His Holiness began by expressing his deep appreciation for the very constructive work that AHF was undertaking throughout the Himalayan region.  He said the people along the Himalayan region although they may be Indian or Nepalese citizens share the same Tibetan cultural and spiritual heritage. He said that today even though the Tibetans are  homeless yet the many Tibetan monastic institutions in India are serving the monks and nuns of the entire Himalayan region.  He said those Himalayan people who trace their ethnic origin to Tibet are today paying interest in finding their original root as well as in their spiritual heritage. 
His Holiness said in the future if the situation in Tibet does not change Tibet may be finished but that the Tibetan spirit will continue as it was strong. He talked about the increasing support for the Tibetan people in the Chinese community. Since March 10 last year, he said there were over 400 articles in Chinese written by Chinese all of  which were sympathetic to the Tibetan cause and critical of the Chinese Government's policy. 
His Holiness said that he had been telling the Himalayan people that it was their responsibility, too, to help in the survival of the Tibetan Buddhist culture as it was beneficial to them.  He urged the AHF to continue its involvement in projects with these communities. 
Referring to projects inside Tibet, His Holiness said that I always welcome any help in Tibet in the field of education and health.  He said although in the bigger towns there were some facilities in these fields the remote areas of Tibet was being neglected.

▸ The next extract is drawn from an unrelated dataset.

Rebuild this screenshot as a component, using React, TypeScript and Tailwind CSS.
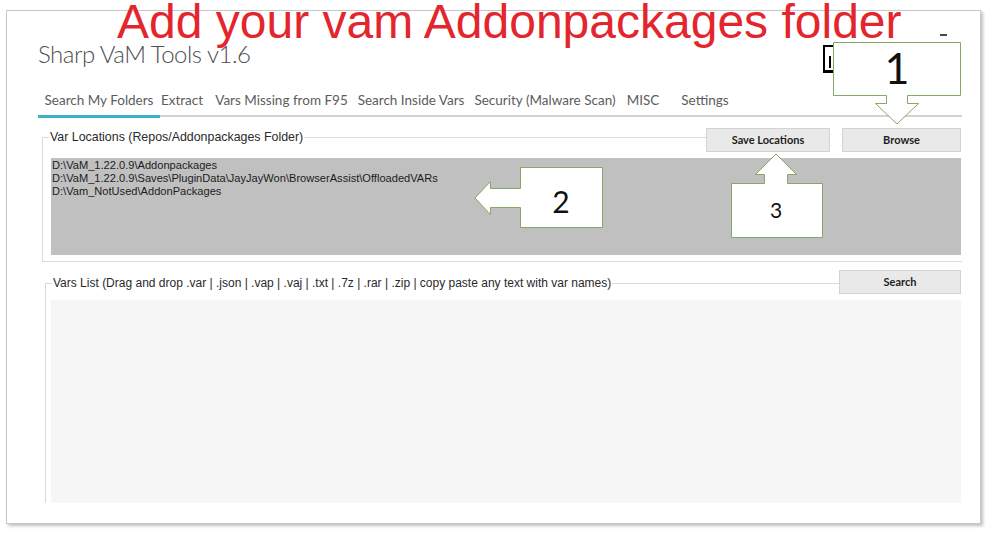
const tabs = [
  { label: "Search My Folders", w: "w-[122px]", active: true },
  { label: "Extract", w: "w-[44px]" },
  { label: "Vars Missing from F95", w: "w-[155px]" },
  { label: "Search Inside Vars", w: "w-[104px]" },
  { label: "Security (Malware Scan)", w: "w-[164px]" },
  { label: "MISC", w: "w-[32px]" },
  { label: "Settings", w: "w-[92px]" },
];

const locations = [
  "D:\\VaM_1.22.0.9\\Addonpackages",
  "D:\\VaM_1.22.0.9\\Saves\\PluginData\\JayJayWon\\BrowserAssist\\OffloadedVARs",
  "D:\\Vam_NotUsed\\AddonPackages",
];

function WinButton({ label, className }: { label: string; className: string }) {
  return (
    <div
      className={`h-[24px] shrink-0 flex items-center justify-center bg-[#e9e9e9] border border-[#d3d3d3] text-[11px] font-bold text-[#1e1e1e] font-['Lato',sans-serif] ${className}`}
    >
      {label}
    </div>
  );
}

export default function App() {
  return (
    <div className="relative w-[989px] h-[533px] overflow-hidden bg-white">
      {/* app window */}
      <div className="ml-[6px] mt-[10px] w-[975px] h-[514px] flex flex-col bg-white border border-[#c8c8c8] shadow-[2px_2px_3px_rgba(0,0,0,0.25)] pl-[31px] pr-[18px]">
        {/* title bar */}
        <div className="h-[77px] flex items-start">
          <div className="mt-[28px] text-[24px] leading-[30px] tracking-[-0.5px] font-light text-[#4f4f4f] font-['Lato',sans-serif] whitespace-nowrap">
            Sharp VaM Tools v1.6
          </div>
          <div className="ml-auto flex items-start">
            <div className="mt-[34px] w-[27px] h-[28px] border-l-2 border-t-2 border-b-[3px] border-black flex items-end pl-[4px] pb-[2px]">
              <div className="w-[2px] h-[12px] bg-black" />
            </div>
            <div className="ml-[90px] mt-[23px] w-[7px] h-[2px] bg-[#444]" />
            <div className="w-[15px]" />
          </div>
        </div>

        {/* tabs */}
        <div className="flex border-b-2 border-[#d2d2d2] font-['Lato',sans-serif] text-[13.5px] text-[#5c5c5c]">
          {tabs.map((t) => (
            <div
              key={t.label}
              className={`${t.w} shrink-0 flex items-center justify-center whitespace-nowrap pb-[3px] ${
                t.active ? "h-[30px] -mb-[3px] border-b-[3px] border-[#3cb0c6]" : "h-[27px]"
              }`}
            >
              {t.label}
            </div>
          ))}
        </div>

        {/* var locations group */}
        <div className="mt-[11px] ml-[4px] flex flex-col">
          <div className="flex h-[24px]">
            <div className="w-[7px] mt-[9px] border-t border-l border-[#dadada]" />
            <div className="mt-[2px] px-[1px] text-[12.4px] leading-[14px] text-[#2a2a2a] font-['Liberation_Sans',Arial,sans-serif] whitespace-nowrap">
              Var Locations (Repos/Addonpackages Folder)
            </div>
            <div className="flex-1 mt-[9px] border-t border-[#dadada]" />
            <WinButton label="Save Locations" className="w-[124px]" />
            <WinButton label="Browse" className="w-[119px] ml-[12px] mr-[1px]" />
          </div>
          <div className="border-l border-b border-[#dadada] pl-[8px] pt-[6px] pb-[6px] pr-[1px]">
            <div className="h-[97px] bg-[#c0c0c0] pl-[1px] pt-[1px] text-[11.1px] leading-[13px] text-[#1c1c1c] font-['Liberation_Sans',Arial,sans-serif]">
              {locations.map((l) => (
                <div key={l} className="whitespace-nowrap">
                  {l}
                </div>
              ))}
            </div>
          </div>
        </div>

        {/* vars list group */}
        <div className="mt-[8px] ml-[7px] flex flex-col">
          <div className="flex h-[24px]">
            <div className="w-[7px] mt-[13px] border-t border-l border-[#dadada]" />
            <div className="mt-[6px] px-[1px] text-[12px] leading-[14px] text-[#2a2a2a] font-['Liberation_Sans',Arial,sans-serif] whitespace-nowrap">
              Vars List (Drag and drop .var | .json | .vap | .vaj | .txt | .7z | .rar | .zip | copy paste any text with var names)
            </div>
            <div className="flex-1 mt-[13px] border-t border-[#dadada]" />
            <WinButton label="Search" className="w-[122px] mr-[1px]" />
          </div>
          <div className="border-l border-[#dadada] pl-[5px] pt-[6px] pr-[1px]">
            <div className="h-[203px] bg-[#f6f6f6]" />
          </div>
        </div>
      </div>

      {/* annotation heading */}
      <div className="absolute left-[117px] top-[-2px] text-[48px] leading-[48px] text-[#e3262d] font-['Liberation_Sans',Arial,sans-serif] whitespace-nowrap">
        Add your vam Addonpackages folder
      </div>

      {/* numbered callouts */}
      <svg className="absolute left-0 top-0 pointer-events-none" width="989" height="533" viewBox="0 0 989 533">
        <g fill="#ffffff" stroke="#86a865" strokeWidth="1">
          <polygon points="833.5,42.5 960.5,42.5 960.5,95.5 907.5,95.5 907.5,103.5 918.5,103.5 897,124 875.5,103.5 886.5,103.5 886.5,95.5 833.5,95.5" />
          <polygon points="520.5,167.5 602.5,167.5 602.5,227.5 520.5,227.5 520.5,207.5 490.5,207.5 490.5,214.5 475,198 490.5,181.5 490.5,188.5 520.5,188.5" />
          <polygon points="731.5,183.5 764.5,183.5 764.5,174.5 755.5,174.5 776,154 796.5,174.5 787.5,174.5 787.5,183.5 822.5,183.5 822.5,237.5 731.5,237.5" />
        </g>
        <g fill="#111111" fontFamily="Lato, 'Open Sans', sans-serif" textAnchor="middle">
          <text x="897" y="84" fontSize="43">1</text>
          <text x="561" y="213" fontSize="30">2</text>
          <text x="776" y="218" fontSize="21">3</text>
        </g>
      </svg>
    </div>
  );
}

He said any help that can be rendered in these areas would be of immense benefit. 

Following the luncheon, His Holiness departed for the University of California in Berkeley's Greek Theatre to give a public talk on 'Peace Through Compassion', jointly organized by UC Berkeley?s Blum Centre for Developing Economies and the AHF. His Holiness was welcomed by Chancellor Robert Birgeneau on his arrival at the venue.